The family's Westcountry-based story runs like this…

Cecil was married first to Mary King, daughter of a master at Sherborne School in Dorset, and the pair had two children, Sean and Nicholas. But by 1951 the poet had left Mary to wed actress Jill Balcon who gave him a daughter, Tamasin (well known food writer and broadcaster), and a son, Daniel (who now holds a record for Oscar-winning performances).

Of the older siblings, Nicholas – a scientist – lives in Australia and never returns to England, while Sean has now retired to live near Colyton in East Devon.

He says he regrets the split with his young half-brother and claims he'd desperately like to get back in touch.

Which seems in keeping with the family ethos – here's what Tamasin wrote recently in another newspaper: "Often, the only person who truly penetrates into a child's reverie is a sibling. And as I know, the blood tie between brothers and sisters lasts for ever. The bond is about love, hate, trust, honesty and lies. Strong stuff, its influence is relived through memory for the rest of our lives."
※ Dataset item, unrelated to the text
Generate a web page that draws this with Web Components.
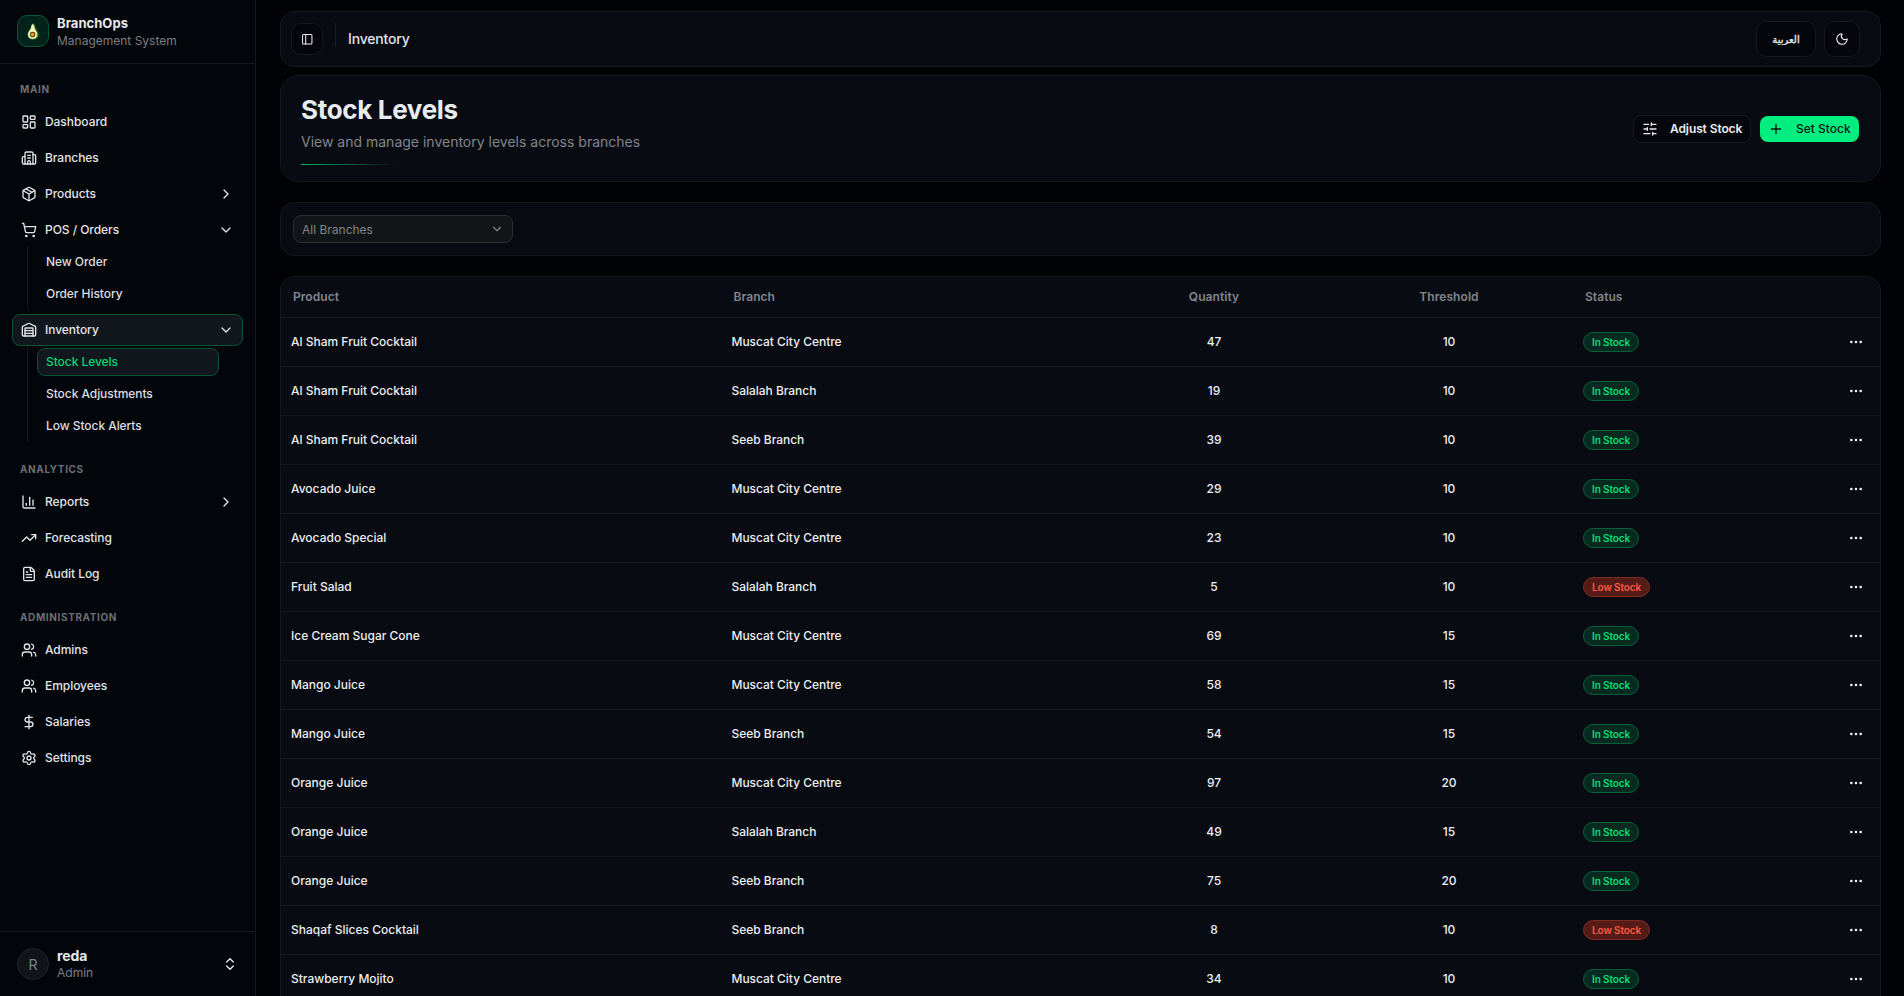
<!DOCTYPE html>
<html lang="en">
<head>
<meta charset="utf-8">
<title>BranchOps – Inventory</title>
<style>
html,body{margin:0;height:100%;background:#010206;overflow:hidden}
body{font-family:Inter,"Noto Sans",sans-serif;font-size:12px;color:#e9ebee}
:root{--panel:#080b12;--line:#14181e;--muted:#82858c}
</style>
</head>
<body>
<app-shell>
  <side-bar slot="sidebar">
    <nav-group label="Main">
      <nav-item icon="dashboard">Dashboard</nav-item>
      <nav-item icon="building">Branches</nav-item>
      <nav-item icon="package" chevron="right">Products</nav-item>
      <nav-item icon="cart" chevron="down">POS / Orders
        <sub-item slot="sub">New Order</sub-item>
        <sub-item slot="sub">Order History</sub-item>
      </nav-item>
      <nav-item icon="warehouse" chevron="down" active>Inventory
        <sub-item slot="sub" active>Stock Levels</sub-item>
        <sub-item slot="sub">Stock Adjustments</sub-item>
        <sub-item slot="sub">Low Stock Alerts</sub-item>
      </nav-item>
    </nav-group>
    <nav-group label="Analytics">
      <nav-item icon="chart" chevron="right">Reports</nav-item>
      <nav-item icon="trend">Forecasting</nav-item>
      <nav-item icon="file">Audit Log</nav-item>
    </nav-group>
    <nav-group label="Administration">
      <nav-item icon="users">Admins</nav-item>
      <nav-item icon="users">Employees</nav-item>
      <nav-item icon="dollar">Salaries</nav-item>
      <nav-item icon="settings">Settings</nav-item>
    </nav-group>
  </side-bar>
  <top-bar>Inventory</top-bar>
  <page-head>
    <span slot="title">Stock Levels</span>
    <span slot="sub">View and manage inventory levels across branches</span>
  </page-head>
  <filter-bar>All Branches</filter-bar>
  <stock-table></stock-table>
</app-shell>
<script>
const ICONS = {
  dashboard:'<rect width="7" height="9" x="3" y="3" rx="1"/><rect width="7" height="5" x="14" y="3" rx="1"/><rect width="7" height="9" x="14" y="12" rx="1"/><rect width="7" height="5" x="3" y="16" rx="1"/>',
  building:'<path d="M10 12h4M10 8h4M14 21v-3a2 2 0 0 0-4 0v3"/><path d="M6 10H4a2 2 0 0 0-2 2v7a2 2 0 0 0 2 2h16a2 2 0 0 0 2-2V9a2 2 0 0 0-2-2h-2"/><path d="M6 21V5a2 2 0 0 1 2-2h8a2 2 0 0 1 2 2v16"/>',
  package:'<path d="M11 21.73a2 2 0 0 0 2 0l7-4A2 2 0 0 0 21 16V8a2 2 0 0 0-1-1.73l-7-4a2 2 0 0 0-2 0l-7 4A2 2 0 0 0 3 8v8a2 2 0 0 0 1 1.73z"/><path d="M12 22V12"/><path d="m3.3 7 8.7 5 8.7-5"/><path d="m7.5 4.27 9 5.15"/>',
  cart:'<circle cx="8" cy="21" r="1"/><circle cx="19" cy="21" r="1"/><path d="M2.05 2.05h2l2.66 12.42a2 2 0 0 0 2 1.58h9.78a2 2 0 0 0 1.95-1.57l1.65-7.43H5.12"/>',
  warehouse:'<path d="M18 21V10a1 1 0 0 0-1-1H7a1 1 0 0 0-1 1v11"/><path d="M22 19a2 2 0 0 1-2 2H4a2 2 0 0 1-2-2V8a2 2 0 0 1 1.132-1.803l7.95-3.974a2 2 0 0 1 1.837 0l7.948 3.974A2 2 0 0 1 22 8z"/><path d="M6 13h12M6 17h12"/>',
  chart:'<path d="M3 3v16a2 2 0 0 0 2 2h16"/><path d="M18 17V9"/><path d="M13 17V5"/><path d="M8 17v-3"/>',
  trend:'<path d="M22 7 13.5 15.5 8.5 10.5 2 17"/><path d="M16 7h6v6"/>',
  file:'<path d="M6 22a2 2 0 0 1-2-2V4a2 2 0 0 1 2-2h8a2.4 2.4 0 0 1 1.704.706l3.588 3.588A2.4 2.4 0 0 1 20 8v12a2 2 0 0 1-2 2z"/><path d="M14 2v5a1 1 0 0 0 1 1h5"/><path d="M10 9H8M16 13H8M16 17H8"/>',
  users:'<path d="M16 21v-2a4 4 0 0 0-4-4H6a4 4 0 0 0-4 4v2"/><path d="M16 3.128a4 4 0 0 1 0 7.744"/><path d="M22 21v-2a4 4 0 0 0-3-3.87"/><circle cx="9" cy="7" r="4"/>',
  dollar:'<path d="M12 2v20"/><path d="M17 5H9.5a3.5 3.5 0 0 0 0 7h5a3.5 3.5 0 0 1 0 7H6"/>',
  settings:'<path d="M9.671 4.136a2.34 2.34 0 0 1 4.659 0 2.34 2.34 0 0 0 3.319 1.915 2.34 2.34 0 0 1 2.33 4.033 2.34 2.34 0 0 0 0 3.831 2.34 2.34 0 0 1-2.33 4.033 2.34 2.34 0 0 0-3.319 1.915 2.34 2.34 0 0 1-4.659 0 2.34 2.34 0 0 0-3.32-1.915 2.34 2.34 0 0 1-2.33-4.033 2.34 2.34 0 0 0 0-3.831A2.34 2.34 0 0 1 6.35 6.051a2.34 2.34 0 0 0 3.319-1.915"/><circle cx="12" cy="12" r="3"/>',
  right:'<path d="m9 18 6-6-6-6"/>',
  down:'<path d="m6 9 6 6 6-6"/>',
  updown:'<path d="m7 15 5 5 5-5"/><path d="m7 9 5-5 5 5"/>',
  panel:'<rect width="18" height="18" x="3" y="3" rx="2"/><path d="M9 3v18"/>',
  moon:'<path d="M20.985 12.486a9 9 0 1 1-9.473-9.472c.405-.022.617.46.402.803a6 6 0 0 0 8.268 8.268c.344-.215.825-.004.803.401"/>',
  sliders:'<path d="M10 5H3M12 19H3M14 3v4M16 17v4M21 12h-9M21 19h-5M21 5h-7M8 10v4M8 12H3"/>',
  plus:'<path d="M5 12h14M12 5v14"/>',
  dots:'<g fill="currentColor"><circle cx="12" cy="12" r="1"/><circle cx="19" cy="12" r="1"/><circle cx="5" cy="12" r="1"/></g>'
};
function define(name, render){
  customElements.define(name, class extends HTMLElement{
    constructor(){super();this.attachShadow({mode:'open'});}
    connectedCallback(){this.shadowRoot.innerHTML = '<style>*{box-sizing:border-box}:host{box-sizing:border-box}</style>'+render(this);}
  });
}
define('ui-icon', el => `<style>:host{display:block;flex:none;width:var(--s,16px);height:var(--s,16px)}svg{display:block;width:100%;height:100%}</style>
<svg viewBox="0 0 24 24" fill="none" stroke="currentColor" stroke-width="2" stroke-linecap="round" stroke-linejoin="round">${ICONS[el.getAttribute('name')]}</svg>`);

define('app-shell', () => `<style>
:host{display:grid;grid-template-columns:256px 1fr;height:996px;overflow:hidden}
main{display:flex;flex-direction:column;padding:11px 23px 0 24px;min-width:0;height:996px;overflow:hidden}
</style><slot name="sidebar"></slot><main><slot></slot></main>`);

define('avocado-logo', () => `<style>:host{display:flex;align-items:center;justify-content:center;width:32px;height:32px;flex:none;border:1px solid #055a38;border-radius:10px;background:#03231a}</style>
<svg width="12" height="17" viewBox="0 0 12 17"><path d="M6.200.6C7.900.8 8 3 8.700 5.200c.6 2 2.900 3.400 2.900 6.500 0 3-2.400 4.900-5.600 4.900S.5 14.600.5 11.600C.5 8.500 2.800 7.400 3.600 5 4.100 3.200 4.400.5 6.200.6z" fill="#3f7a2c"/><path d="M5.600 1.200c1.300 0 1.500 2 2.100 4.200.6 2.200 2.500 3.400 2.500 6.200 0 2.600-2 4.400-4.500 4.400S1 14.200 1 11.600c0-2.800 2.100-4 2.900-6.300.5-1.700.5-4.100 1.700-4.100z" fill="#f0f7b8"/><circle cx="5.600" cy="11.500" r="2.700" fill="#4a3212"/><circle cx="5.500" cy="11.500" r="1.800" fill="#f5a020"/></svg>`);

define('side-bar', () => `<style>
:host{display:flex;flex-direction:column;height:996px;background:#02050a;border-right:1px solid #13161b}
header,footer{display:flex;align-items:center;gap:8px;padding:0 17px;flex:none}
header{height:64px;border-bottom:1px solid #13161b;padding-bottom:1px}
footer{height:65px;border-top:1px solid #13161b}
nav{flex:1;padding:10px 12px 0;display:flex;flex-direction:column;gap:12px}
.t{display:flex;flex-direction:column}
header .t{padding-top:2px}
b{font-weight:700;font-size:13px;line-height:17px;color:#e6e9eb}
small{font-size:12px;line-height:17px;color:#7b7e87}
.av{width:32px;height:32px;border-radius:50%;border:1px solid #22262c;background:#11151b;display:flex;align-items:center;justify-content:center;color:#7d8087;font-size:14px}
ui-icon{margin-left:auto}
</style>
<header><avocado-logo></avocado-logo><div class="t"><b style="letter-spacing:.04px">BranchOps</b><small>Management System</small></div></header>
<nav><slot></slot></nav>
<footer><div class="av">R</div><div class="t"><b style="font-size:14px;letter-spacing:-.1px">reda</b><small>Admin</small></div><ui-icon name="updown"></ui-icon></footer>`);

define('nav-group', el => `<style>:host{display:flex;flex-direction:column}
h6{margin:0;height:32px;line-height:31px;padding-left:8px;font-size:10px;font-weight:700;letter-spacing:.62px;text-transform:uppercase;color:#6c6f74}
div{display:flex;flex-direction:column;gap:4px}</style><h6>${el.getAttribute('label')}</h6><div><slot></slot></div>`);

define('nav-item', el => `<style>:host{display:block;color:#e2e4e7}
.r{display:flex;align-items:center;height:32px;padding:0 8px;gap:8px;border:1px solid transparent;border-radius:8px;font-weight:500;font-size:12px;letter-spacing:-.05px}
.r span{padding-bottom:1px}
:host([active]) .r{background:#12161d;border-color:#085236}
.c{margin-left:auto}
.sub{margin-left:15px;border-left:1px solid #13161b;padding:2px 24px 2px 9px;display:flex;flex-direction:column;gap:4px}
</style><div class="r"><ui-icon name="${el.getAttribute('icon')}"></ui-icon><span><slot></slot></span>${el.hasAttribute('chevron')?`<ui-icon class="c" name="${el.getAttribute('chevron')}"></ui-icon>`:''}</div>
${el.querySelector('sub-item')?'<div class="sub"><slot name="sub"></slot></div>':''}`);

define('sub-item', () => `<style>:host{display:flex;align-items:center;height:28px;padding:0 8px 1px;border:1px solid transparent;border-radius:8px;font-weight:500;font-size:12px;letter-spacing:-.06px;color:#dcdee1}
:host([active]){background:#12161d;border-color:#085236;color:#00d673}</style><slot></slot>`);

define('top-bar', () => `<style>
:host{display:flex;align-items:center;flex:none;height:56px;background:var(--panel);border:1px solid var(--line);border-radius:14px;padding:0 20px 0 10px}
.b{display:flex;align-items:center;justify-content:center;border:1px solid #15191f;background:#04060b;border-radius:10px;height:36px;--s:14px}
.tog{width:32px;height:32px;--s:12.500px}
.sep{width:1px;height:24px;background:#1b1f25;margin:-8px 12px 0}
h1{margin:-1px 0 0;font-size:14px;font-weight:500;letter-spacing:-.18px;color:#e2e5e8}
.ar{margin-left:auto;width:60px;margin-right:8px;font:400 10px "DejaVu Sans",sans-serif;-webkit-text-stroke:.35px currentColor}
</style><div class="b tog"><ui-icon name="panel"></ui-icon></div><div class="sep"></div><h1><slot></slot></h1>
<div class="b ar" lang="ar" dir="rtl">العربية</div><div class="b" style="width:36px"><ui-icon name="moon"></ui-icon></div>`);

define('page-head', () => `<style>
:host{display:flex;align-items:center;flex:none;height:107px;margin-top:8px;background:var(--panel);border:1px solid var(--line);border-radius:18px;padding:0 21px 0 20px}
h2{margin:0;font-size:26px;line-height:32px;font-weight:700;letter-spacing:-.33px;color:#e8ecef}
p{margin:6px 0 0;font-size:14px;line-height:20px;color:var(--muted)}
hr{border:0;margin:12px 0 0;width:96px;height:1px;background:linear-gradient(90deg,#00b564,transparent)}
.l{display:flex;flex-direction:column;margin-top:2px}
.a{margin-left:auto;display:flex;align-items:center;gap:9px}
.btn{display:flex;align-items:center;height:28px;border-radius:8px;font-size:12px;font-weight:600;letter-spacing:-.1px;gap:12px;white-space:nowrap}
.adj{width:118px;border:1px solid #171a20;background:#05070c;padding-left:8px}
.set{width:99px;height:26px;background:#00ee80;color:#04190f;padding-left:8px;font-weight:500;letter-spacing:0}
</style><div class="l"><h2><slot name="title"></slot></h2><p><slot name="sub"></slot></p><hr></div>
<div class="a"><div class="btn adj"><ui-icon name="sliders"></ui-icon><span>Adjust Stock</span></div><div class="btn set"><ui-icon name="plus"></ui-icon><span>Set Stock</span></div></div>`);

define('filter-bar', () => `<style>
:host{display:flex;align-items:center;flex:none;height:54px;margin-top:20px;background:var(--panel);border:1px solid var(--line);border-radius:14px;padding:0 12px}
.s{display:flex;align-items:center;justify-content:space-between;width:220px;height:28px;border:1px solid #2a2d31;border-radius:8px;background:#121518;color:#80848b;padding:0 7px 0 8px;font-size:12px}
span{padding-top:1px}
ui-icon{--s:14px;margin-right:1px}
</style><div class="s"><span><slot></slot></span><ui-icon name="down"></ui-icon></div>`);

define('status-badge', () => `<style>
:host{display:inline-flex;vertical-align:middle;align-items:center;height:20px;padding:0 8px 1px;border:1px solid #06603b;border-radius:10px;background:#062a20;color:#00de75;font-size:10px;font-weight:600;letter-spacing:-.1px;white-space:nowrap}
:host([low]){border-color:#7c2a22;background:#541b17;color:#ff5a43}
</style><slot></slot>`);

const M='Muscat City Centre', S='Salalah Branch', B='Seeb Branch', A='Al Sham Fruit Cocktail';
const ROWS=[[A,M,47,10],[A,S,19,10],[A,B,39,10],['Avocado Juice',M,29,10],['Avocado Special',M,23,10],['Fruit Salad',S,5,10],['Ice Cream Sugar Cone',M,69,15],['Mango Juice',M,58,15],['Mango Juice',B,54,15],['Orange Juice',M,97,20],['Orange Juice',S,49,15],['Orange Juice',B,75,20],['Shaqaf Slices Cocktail',B,8,10],['Strawberry Mojito',M,34,10]];
define('stock-table', () => `<style>
:host{display:block;flex:none;height:760px;margin-top:20px;background:var(--panel);border:1px solid var(--line);border-radius:14px}
.r{display:grid;grid-template-columns:440.5px 381.5px 222px 248px 1fr 48px;align-items:center;height:49px;border-bottom:1px solid var(--line);font-size:12px;font-weight:450;letter-spacing:-.03px;color:#eceef0}
.r>*{padding:0 0 1px 10px}
.r>.n{padding-left:0;text-align:center}
.r>:first-child{font-weight:500;letter-spacing:0}
.r>.st{padding-bottom:0}
.r.h{height:41px;color:var(--muted)}
.r.h>*{font-weight:600;letter-spacing:.06px;padding:0 0 1px 12px}
.r.h>.n{padding-left:0}
.r>ui-icon{padding:0;margin-left:16px}
</style><div class="r h"><span>Product</span><span>Branch</span><span class="n">Quantity</span><span class="n">Threshold</span><span>Status</span></div>
${ROWS.map(([p,b,q,t])=>`<div class="r"><span>${p}</span><span>${b}</span><span class="n">${q}</span><span class="n">${t}</span><span class="st">${q<t?'<status-badge low>Low Stock</status-badge>':'<status-badge>In Stock</status-badge>'}</span><ui-icon name="dots"></ui-icon></div>`).join('')}`);
</script>
</body>
</html>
Indeed, Sean himself was the subject of one of the most emotional and heart-wrenching things ever written in this country about family life. The 1956 Cecil Day-Lewis poem Walking Away, which many assume to be about Daniel, actually recalls Sean's first day as a seven-year-old boarder at Allhallows School in Somerset – and the final lines read…

"I have had worse partings, but none that so/

Gnaws at my mind still. Perhaps it is roughly/

Saying what God alone could perfectly show –/

How selfhood begins with a walking away,/

And love is proved in the letting go./

Alas, the boy at the centre of the poem reckons his half-brother has let go for too long.